Here at Browns, our community stands at the heart of all that we do. From our designers, to our customers, to our colleagues who work alongside us each day, Browns is a business built on supporting the bonds that matter. That’s why we’re launching “A Family Affair”, a project that celebrates our creative communities in the times we need one another the most.
To kick off this project, we’ve asked Browns favourite Kai-Isaiah Jamal to guest edit our first week of events and happenings, selecting some of their nearest and dearest to keep us inspired and entertained. After walking in British designer Charles Jeffrey’s menswear show earlier this year, Kai has nominated the designer, artist and stylist to create some exclusive artworks around the theme of solidarity. Read on to discover Charles’ work and learn more about one of London’s most acclaimed creative names.
Tell us a bit about the artworks that you’ve created for us.
These are a selection of Celtic Pictish-inspired murals which incorporate LOVERBOY garments and sit in line with Kai’s theme of solidarity. I’ve worked primarily from my iPad and used digital drawing for this, however there are a few scanned pieces that are hand drawn.
Can you talk about your friendship with Kai, this week’s Guest Editor? How did you two first connect?
I met them for the first time at my AW20 show ‘Hell Mend You’. My casting director Madeline Østlie stated that I ‘ABSOLUTELY MUST HAVE THIS AMAZING PERSON IN YOUR SHOW!’ When I saw them in that colourful tracksuit, I knew straight away this would be a moment!
How did you translate Kai’s theme of solidarity into these artworks?
I’ve always thought that Pictish and Celtic artworks hold this idea of solidarity purely by the nature in which they are curated. Figures placed together in close proximity, with style lines that link in harmony with one another. This for me is a visual metaphor for solidarity. I hope what I have done evokes the same feeling too.
What does solidarity mean to you?
It makes me think of teamwork, and the joy in working with a team, especially when you’re clubbing together to work on something you all love.
What role has community played in your life?

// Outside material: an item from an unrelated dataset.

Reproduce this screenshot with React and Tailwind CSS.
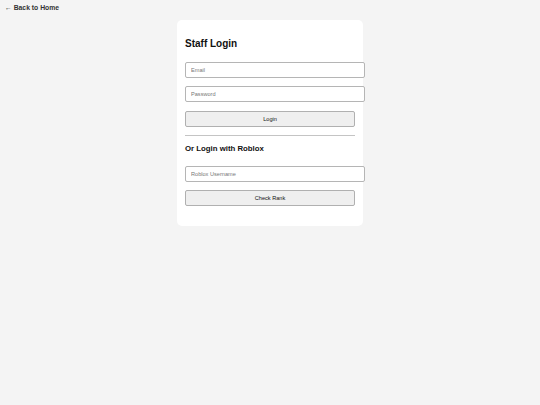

When LOVERBOY was a club night, community played a large role. It was a specific group of people who all came together to not only get messy and have a good time, but also to contribute to the vision of the night and make work as a family. That really shaped me and my way of working now, and I miss how free those days were.
How has your experience of community shaped your creative output?
It’s really affirmed the idea that ‘No man is an island’, and that in order to put out something that hopefully touches a wide range of people, you do need to have a wide range of contributions and energy put into it. Creativity is a form of magic in my opinion, and the best magic always involves lots of people.
You’re best known as a designer, but you wear many hats as an artist, a stylist and host of London’s best parties. How do the different roles intertwine? Do they appeal to different sides of your personality and practice?
I see it as one big practice. Certain ways of working on a group project like an event or styling a shoot can also relate to drawing - as if you’re viewing the different types of media you’re working with as different people with different skill sets or personalities. It’s all about communication really, and if you’re a good communicator the roles intertwine easily. Again, like drawing, if you can communicate an idea visually then you’re doing the right thing.
What was it that made you want to begin designing clothes?
I’ve always loved video games and playing different characters, and relating that to my own identity. When I used to design my own characters, I would always focus on the clothes and the universe they operated in or the powers they would have. When I saw designers like Gareth Pugh being celebrated for designing clothes that could easily exist within a video game, I realised that what I gravitated towards could also be used to fuel a career in fashion.
What’s been your most memorable outfit to date?
I think the look I did for the fashion awards 2017. I wore a LOVERBOY jumpsuit and did this sick makeup. I won the emerging menswear category, and John Galliano gave me the award. I looked major!
When designing a collection, where do you generally begin?
I do a lot of primary research. I style looks and do a lot of prints, go to archives like the V&A or the museum of London. I also go and see my friend Steven Phillips who has a wealth of ideas and, most importantly, is Scottish.
How has your practice evolved over the years and what are the lessons you’ve learned along the way?
It’s become a lot faster and more formalised, with lots of meetings to problem solve and align with collaborators. I have learned that the best way to move forward is to listen and to be a good communicator.
What are the most important qualities for a designer working today?
Never compromise the aesthetic, and trust your gut.
What makes London such a special place to live and work as a creative?
How multicultural it is. You can be inspired by any part of it.
What’s the most useful tool for lifting your spirits during hard times?
Could you recommend… A book?
The House of Beauty and Culture by Kasia Maciejowska and Gregor Muir.
… A film?
I’m a Cyborg, But That’s Okay by Korean director Park Chan-Wook.
… A snack?
… A song?
Ravel’s Une Barque Sur L'océan performed by André Laplante.